Though she could say a thousand about how it happened and how sorry she was and how she would do anything to get it back, she only says three words; they are the only important ones.

“I broke it.”

And he nods solemnly, responding with two.

“Show me.”

She reaches towards her neck unconsciously until she realizes that it is no longer there, and then jerks her hand back down towards her jacket pocket, fishing out a plastic ziplock with the shattered remains of the pendant inside. Its gears no longer mesh, the second hand is bent, and the hour hand is snapped off halfway; the wood around the outside has warped and the glass seems poised to pop off, ready to shower the bag with wooden shards.

She sets it on the display and he looks at it critically for a moment, and then up at her…and then past her, at Jessie, who has come to stand beside her and hold her hand. Again, a brief flash of what she now recognizes as a smile, though she does not understand what could possibly be happy at such a time.

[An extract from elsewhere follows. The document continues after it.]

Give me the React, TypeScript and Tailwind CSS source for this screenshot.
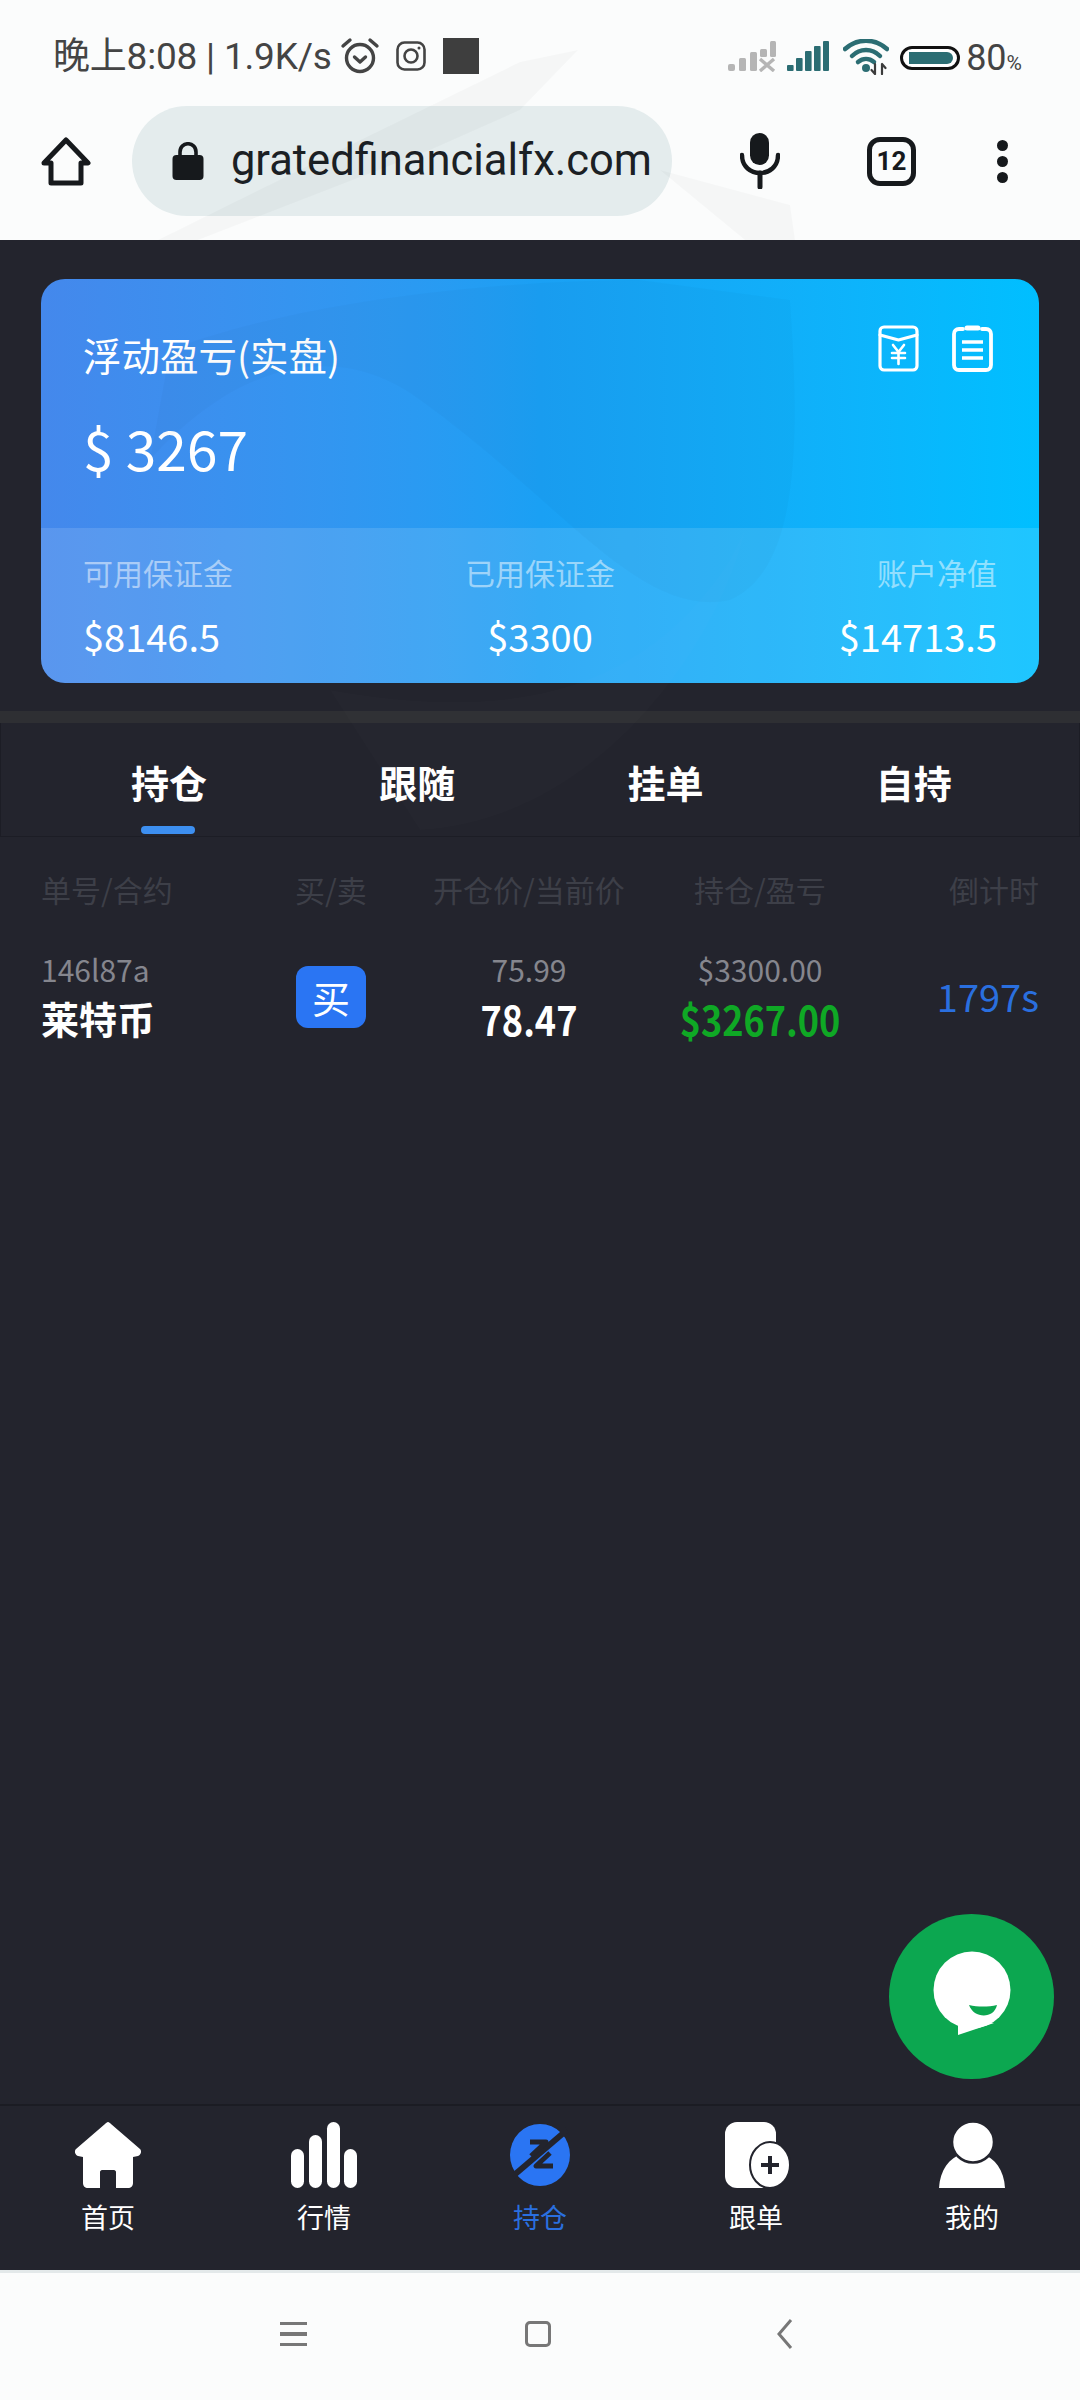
import React from "react";

const CJK = '"Noto Sans CJK SC", "Noto Sans", sans-serif';

function Watermark() {
  return (
    <svg className="absolute left-0 top-0 pointer-events-none" width="1080" height="1100" viewBox="0 0 1080 1100">
      <path d="M578 50 L520 62 L340 150 L158 240 L198 240 L430 150 L520 110 Z" fill="#000" opacity="0.025" />
      <path d="M660 170 L790 205 L795 240 L745 240 Z" fill="#000" opacity="0.025" />
      <path d="M150 460 C240 360 340 340 420 400 C560 500 640 620 730 600 C800 570 800 440 790 300 L640 280 C500 280 300 300 170 350 Z" fill="#000" opacity="0.02" />
      <path d="M330 690 C500 720 640 700 730 560 L745 530 C720 640 600 820 420 830 Z" fill="#fff" opacity="0.01" />
    </svg>
  );
}

function Alarm() {
  return (
    <svg width="40" height="40" viewBox="0 0 40 40" fill="none" stroke="#444" strokeWidth="3.4" strokeLinecap="round" strokeLinejoin="round">
      <circle cx="20" cy="22" r="13.5" />
      <path d="M14.5 21 L20 26 L25.5 21" />
      <path d="M3 10 L10 4" />
      <path d="M37 10 L30 4" />
    </svg>
  );
}

function Insta() {
  return (
    <svg width="30" height="30" viewBox="0 0 30 30" fill="none" stroke="#444" strokeWidth="2.6">
      <rect x="1.5" y="1.5" width="27" height="27" rx="7" />
      <circle cx="15" cy="15" r="6.5" />
      <circle cx="23" cy="7" r="1.5" fill="#444" stroke="none" />
    </svg>
  );
}

function SignalX() {
  const c = "#b5b5b5";
  return (
    <svg width="48" height="32" viewBox="0 0 48 32">
      <rect x="0" y="24" width="7" height="7" rx="2" fill={c} />
      <rect x="11" y="18" width="7" height="13" rx="1.5" fill={c} />
      <rect x="22" y="12" width="7" height="19" rx="1.5" fill={c} />
      <rect x="32" y="9" width="7" height="8" rx="1.5" fill={c} />
      <rect x="42" y="1" width="6" height="16" rx="1.5" fill={c} />
      <path d="M32 19 L46 31 M46 19 L32 31" stroke={c} strokeWidth="3.4" />
    </svg>
  );
}

function SignalFull() {
  const c = "#2b6d73";
  return (
    <svg width="42" height="32" viewBox="0 0 42 32">
      <rect x="0" y="25" width="6.6" height="6" rx="1" fill={c} />
      <rect x="9" y="18" width="6.6" height="13" rx="1" fill={c} />
      <rect x="18" y="11" width="6.6" height="20" rx="1" fill={c} />
      <rect x="27" y="6" width="6.6" height="25" rx="1" fill={c} />
      <rect x="36" y="1" width="6" height="30" rx="1" fill={c} />
    </svg>
  );
}

function Wifi() {
  return (
    <svg width="46" height="36" viewBox="0 0 46 36" fill="none" stroke="#2b6d73" strokeWidth="4.5" strokeLinecap="round">
      <path d="M2 10 C14 -1 32 -1 44 10" />
      <path d="M9 17 C17 9 29 9 37 17" />
      <path d="M15 23 C20 19 26 19 31 23" />
      <circle cx="23" cy="29" r="4" fill="#2b6d73" stroke="none" />
      <path d="M32 25 V35 M28.5 31 L32 35 M39 25 V35 M39 25 L42.5 29" stroke="#3b3b3b" strokeWidth="2.2" />
    </svg>
  );
}

function Battery() {
  return (
    <div className="flex items-center w-[60px] h-[24px] rounded-full border-[3px] border-[#111] p-[3px] bg-white">
      <div className="h-full w-[44px] bg-[#2b6d73] rounded-r-[6px] ml-[3px]" />
    </div>
  );
}

function StatusBar() {
  return (
    <div className="relative flex items-center h-[106px] pt-[6px] pl-[53px] pr-[58px] text-[#444]" style={{ fontFamily: `Roboto, ${CJK}` }}>
      <div className="text-[37px] leading-none tracking-[-0.2px] flex items-center whitespace-nowrap">晚上8:08 | 1.9K/s</div>
      <div className="ml-[8px]"><Alarm /></div>
      <div className="ml-[16px]"><Insta /></div>
      <div className="ml-[17px] w-[36px] h-[36px] bg-[#3e3e3e]" />
      <div className="ml-auto flex items-center">
        <SignalX />
        <div className="ml-[11px]"><SignalFull /></div>
        <div className="ml-[14px] mt-[1px]"><Wifi /></div>
        <div className="ml-[11px] mt-[3px]"><Battery /></div>
        <div className="ml-[6px] text-[36px] leading-none mt-[3px] whitespace-nowrap">80<span className="text-[21px]">%</span></div>
      </div>
    </div>
  );
}

function UrlBar() {
  return (
    <div className="relative flex items-center h-[134px] pb-[24px]">
      <div className="ml-[41px] w-[50px] h-[48px]">
        <svg width="50" height="50" viewBox="0 0 50 50" fill="none" stroke="#16191c" strokeWidth="5" strokeLinejoin="round">
          <path d="M25 3 L47 26 H40 V46 H10 V26 H3 Z" />
        </svg>
      </div>
      <div className="ml-[41px] w-[540px] h-[110px] rounded-full bg-[#e4eced] flex items-center pl-[40px] overflow-hidden">
        <svg width="32" height="38" viewBox="0 0 32 38" className="shrink-0">
          <path d="M8 16 V10 C8 -1 24 -1 24 10 V16" fill="none" stroke="#16191c" strokeWidth="3.6" />
          <rect x="0.5" y="13" width="31" height="25" rx="4" fill="#16191c" />
        </svg>
        <div className="ml-[25px] w-[423px] flex justify-end text-[43.5px] leading-none text-[#1b2024] whitespace-nowrap" style={{ fontFamily: "Roboto, sans-serif" }}>
          gratedfinancialfx.com
        </div>
      </div>
      <svg className="ml-[68px]" width="40" height="56" viewBox="0 0 40 56" fill="none">
        <rect x="10" y="0" width="19" height="32" rx="9.5" fill="#16191c" />
        <path d="M2 22 C2 46 38 46 38 22" stroke="#16191c" strokeWidth="4.4" strokeLinecap="round" />
        <path d="M20 40 V54" stroke="#16191c" strokeWidth="5" strokeLinecap="round" />
      </svg>
      <div className="ml-[87px] w-[49px] h-[49px] rounded-[13px] border-[5px] border-[#16191c] flex items-center justify-center text-[26px] leading-none font-bold text-[#16191c]" style={{ fontFamily: "Roboto, sans-serif" }}>12</div>
      <div className="ml-[81px] flex flex-col gap-[5px]">
        <div className="w-[11px] h-[11px] rounded-full bg-[#16191c]" />
        <div className="w-[11px] h-[11px] rounded-full bg-[#16191c]" />
        <div className="w-[11px] h-[11px] rounded-full bg-[#16191c]" />
      </div>
    </div>
  );
}

function Card() {
  return (
    <div className="mx-[41px] mt-[39px] h-[404px] rounded-[24px] overflow-hidden flex flex-col bg-gradient-to-r from-[#4488ec] via-[#1aa0f4] to-[#00bfff] text-white">
      <div className="h-[249px] pl-[42px] pr-[46px] relative">
        <div className="flex justify-between pt-[45px]">
          <div className="text-[38.5px] leading-[60px]">浮动盈亏(实盘)</div>
          <div className="flex gap-[33px] h-[47px] mt-[1px]">
            <svg width="41" height="47" viewBox="0 0 41 47" fill="none" stroke="#fff" strokeWidth="3.2" strokeLinejoin="round" strokeLinecap="round">
              <rect x="2" y="2" width="37" height="43" rx="4" />
              <path d="M2 10 L20.5 15 L39 10" />
              <path d="M15 20 L20.5 27 L26 20 M20.5 27 V39 M14 28 H27 M14 33 H27" strokeWidth="2.6" />
            </svg>
            <svg width="41" height="47" viewBox="0 0 41 47" fill="none" stroke="#fff" strokeWidth="3.8" strokeLinecap="round">
              <path d="M11 4 H7 C4 4 2 6 2 9 V40 C2 43 4 45 7 45 H34 C37 45 39 43 39 40 V9 C39 6 37 4 34 4 H30" />
              <path d="M15 3 H26" strokeWidth="5" />
              <path d="M10 17 H31 M10 25 H31 M10 33 H31" strokeWidth="3.6" strokeLinecap="butt" />
            </svg>
          </div>
        </div>
        <div className="mt-[28px] text-[55px] leading-[70px]">$ 3267</div>
      </div>
      <div className="h-[155px] bg-white/12 px-[42px] pr-[42px] grid grid-cols-3 pt-[24px]">
        <div>
          <div className="text-[30px] leading-[40px] text-white/50">可用保证金</div>
          <div className="mt-[22px] text-[38px] leading-[44px]">$8146.5</div>
        </div>
        <div className="text-center">
          <div className="text-[30px] leading-[40px] text-white/50">已用保证金</div>
          <div className="mt-[22px] text-[38px] leading-[44px]">$3300</div>
        </div>
        <div className="text-right">
          <div className="text-[30px] leading-[40px] text-white/50">账户净值</div>
          <div className="mt-[22px] text-[38px] leading-[44px]">$14713.5</div>
        </div>
      </div>
    </div>
  );
}

function Tabs() {
  const items = ["持仓", "跟随", "挂单", "自持"];
  return (
    <div className="h-[114px] grid grid-cols-4 pl-[44px] pr-[41px] border-b border-[#1c1d25] border-x">
      {items.map((t, i) => (
        <div key={t} className="relative flex justify-center pt-[35px]">
          <span className="text-[38px] leading-[48px] font-bold text-white">{t}</span>
          {i === 0 && <div className="absolute left-[96px] top-[103px] w-[54px] h-[8px] rounded-full bg-[#3d8ff0]" />}
        </div>
      ))}
    </div>
  );
}

function Table() {
  const cols = "grid grid-cols-[230px_120px_276px_186px_186px] px-[41px]";
  return (
    <div>
      <div className={`${cols} mt-[31px] text-[30px] leading-[42px] text-[#3d3f48]`}>
        <div>单号/合约</div>
        <div className="text-center">买/卖</div>
        <div className="text-center whitespace-nowrap">开仓价/当前价</div>
        <div className="text-center">持仓/盈亏</div>
        <div className="text-right">倒计时</div>
      </div>
      <div className={`${cols} mt-[38px] items-center`}>
        <div>
          <div className="text-[30px] leading-[42px] text-[#85868e]">146l87a</div>
          <div className="mt-[3px] text-[38px] leading-[50px] font-bold text-white">莱特币</div>
        </div>
        <div className="flex justify-center">
          <div className="w-[70px] h-[62px] rounded-[12px] bg-[#2a75f3] flex items-center justify-center text-[38px] leading-none text-white mt-[2px]">买</div>
        </div>
        <div className="text-center">
          <div className="text-[30px] leading-[42px] text-[#85868e]">75.99</div>
          <div className="mt-[3px] text-[41px] leading-[50px] font-bold text-white scale-x-[0.88]">78.47</div>
        </div>
        <div className="text-center">
          <div className="text-[30px] leading-[42px] text-[#85868e]">$3300.00</div>
          <div className="mt-[3px] text-[41px] leading-[50px] font-bold text-[#0fa825] whitespace-nowrap scale-x-[0.88]">$3267.00</div>
        </div>
        <div className="text-right text-[38px] leading-[48px] text-[#2a6fdf]">1797s</div>
      </div>
    </div>
  );
}

function Fab() {
  return (
    <div className="absolute left-[889px] top-[1914px] w-[165px] h-[165px] rounded-full bg-[#0ca750] flex items-center justify-center">
      <svg width="100" height="100" viewBox="0 0 100 100">
        <circle cx="50" cy="43" r="38.5" fill="#fff" />
        <path d="M36 72 L36 88 L72 76 Z" fill="#fff" />
        <path d="M47 58 C56 60 66 60 75 58 C72 72 52 72 47 58 Z" fill="#0ca750" />
      </svg>
    </div>
  );
}

function NavIcon({ i }: { i: number }) {
  const c = "#ffffff";
  const bg = "#23242d";
  if (i === 0)
    return (
      <svg width="70" height="66" viewBox="0 0 70 66">
        <path d="M35 0 C36 0 37 1 38 2 L67 27 C69 29 68 33 65 34 L60 35 V61 C60 64 58 66 55 66 H43 V50 C43 49 42 48 41 48 H29 C28 48 27 49 27 50 V66 H15 C12 66 10 64 10 61 V35 L5 34 C2 33 1 29 3 27 L32 2 C33 1 34 0 35 0 Z" fill={c} />
      </svg>
    );
  if (i === 1)
    return (
      <svg width="70" height="66" viewBox="0 0 70 66">
        <rect x="2" y="27" width="13" height="39" rx="6.5" fill={c} />
        <rect x="20" y="13" width="13" height="53" rx="6.5" fill={c} />
        <rect x="38" y="0" width="13" height="66" rx="6.5" fill={c} />
        <rect x="55" y="27" width="13" height="39" rx="6.5" fill={c} />
      </svg>
    );
  if (i === 2)
    return (
      <svg width="70" height="66" viewBox="0 0 70 66">
        <ellipse cx="35" cy="33" rx="30" ry="31" fill="#2a75f3" />
        <path d="M8 54 L62 8" stroke={bg} strokeWidth="6" />
        <path d="M25 20 H41 L26 34" fill="none" stroke={bg} strokeWidth="5" strokeLinejoin="round" />
        <path d="M45 31 L31 44 H48" fill="none" stroke={bg} strokeWidth="5" strokeLinejoin="round" />
      </svg>
    );
  if (i === 3)
    return (
      <svg width="70" height="66" viewBox="0 0 70 66">
        <rect x="4" y="0" width="51" height="66" rx="12" fill={c} />
        <ellipse cx="49" cy="43" rx="20" ry="23" fill={c} stroke={bg} strokeWidth="2" />
        <path d="M49 34 V52 M40 43 H58" stroke={bg} strokeWidth="4" />
      </svg>
    );
  return (
    <svg width="70" height="66" viewBox="0 0 70 66">
      <path d="M2 66 C3 48 12 36 25 32 H45 C58 36 67 48 68 66 Z" fill={c} />
      <ellipse cx="36" cy="20" rx="21" ry="20.5" fill={c} stroke={bg} strokeWidth="2.5" />
    </svg>
  );
}

function BottomNav() {
  const items = ["首页", "行情", "持仓", "跟单", "我的"];
  return (
    <div className="mt-auto h-[166px] border-t-2 border-[#1b1c23] flex pt-[16px]">
      {items.map((t, i) => (
        <div key={t} className="flex-1 flex flex-col items-center">
          <NavIcon i={i} />
          <div className={`mt-[11px] text-[27px] leading-[36px] ${i === 2 ? "text-[#2a6fdf]" : "text-white"}`}>{t}</div>
        </div>
      ))}
    </div>
  );
}

function SystemBar() {
  return (
    <div className="h-[130px] bg-[#fbfcfc] border-t-[3px] border-[#e3e9ea] flex items-center pb-[5px]">
      <div className="ml-[280px] flex flex-col gap-[7px] w-[27px]">
        <div className="h-[3.5px] bg-[#777]" />
        <div className="h-[3.5px] bg-[#777]" />
        <div className="h-[3.5px] bg-[#777]" />
      </div>
      <div className="ml-[218px] w-[26px] h-[26px] rounded-[5px] border-[3px] border-[#777]" />
      <svg className="ml-[226px]" width="16" height="30" viewBox="0 0 16 30" fill="none" stroke="#777" strokeWidth="3">
        <path d="M14 1 L2 15 L14 29" />
      </svg>
    </div>
  );
}

export default function App() {
  return (
    <div className="relative w-[1080px] h-[2400px] overflow-hidden flex flex-col bg-[#fbfcfc]" style={{ fontFamily: CJK }}>
      <div className="h-[240px] shrink-0">
        <StatusBar />
        <UrlBar />
      </div>
      <div className="flex-1 min-h-0 flex flex-col bg-[#23242d]">
        <Card />
        <div className="mt-[28px] h-[12px] bg-[#2e2f33]" />
        <Tabs />
        <Table />
        <BottomNav />
      </div>
      <SystemBar />
      <Watermark />
      <Fab />
    </div>
  );
}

He motions for her to open the bag and dump the contents on the display and she does, her hands trembling and recoiling as she touches an edge of the timepiece. He nods, looking over them, and then takes out a small hammer from behind the display.

“Wha—” she almost shrieks, cut off as he brings the hammer down on the pocketwatch. Adrienne hoots reproachfully from her position, but the old man motions everyone to silence, taking what she could swear was a wand and lifting the cord away from the absolutely shattered remains…

And as the cord untangles from the dust and remains, Adrienne gasps, seeing a solid knot of wood at the end of the cord.

“The mahogany timepiece grows with its keeper, reminding you of what is important in your life until it is no longer needed. I don’t need to ask how it broke; you decided that that he should see what it was…and it shattered the moment he touched it. The gift only stays with you as long as you need it; you have learned from it, and it needed to shed all the particular branches and flowers that you had given to it. Now it can grow anew, and help someone else the way it helped you - and you have another tree to lean on, another's branches to be cradled in.”

He does smile now, but it is a smile directed at Jessie, who can't help but smile back. He doesn’t understand all of it, and on some level doesn’t want to – but he understands the compliment he has been paid and his smile is an affirmation of the responsibility he has been given.

“Let it go….”

She nods through her tears, finding the strong pillar of support within her even without the pendant, and turns to the old man. “Thank you,” she says, trying to communicate a thousand different things she is thankful for, but he waves towards the door, never one for too much emotion.

“Live well and remember what it has taught you,” he says, and then grins, and she sees a bit of his spirit underneath the gruff exterior. “Well, off be with you, unless you intend to pay with your confused looks. I don't believe we will ever meet again...but perhaps a child of yours, one day, if he or she is in need.”

And they smile at him and take their leave as the knot slowly unfolds to show a new timepiece, small and yet as strong as its previous owner.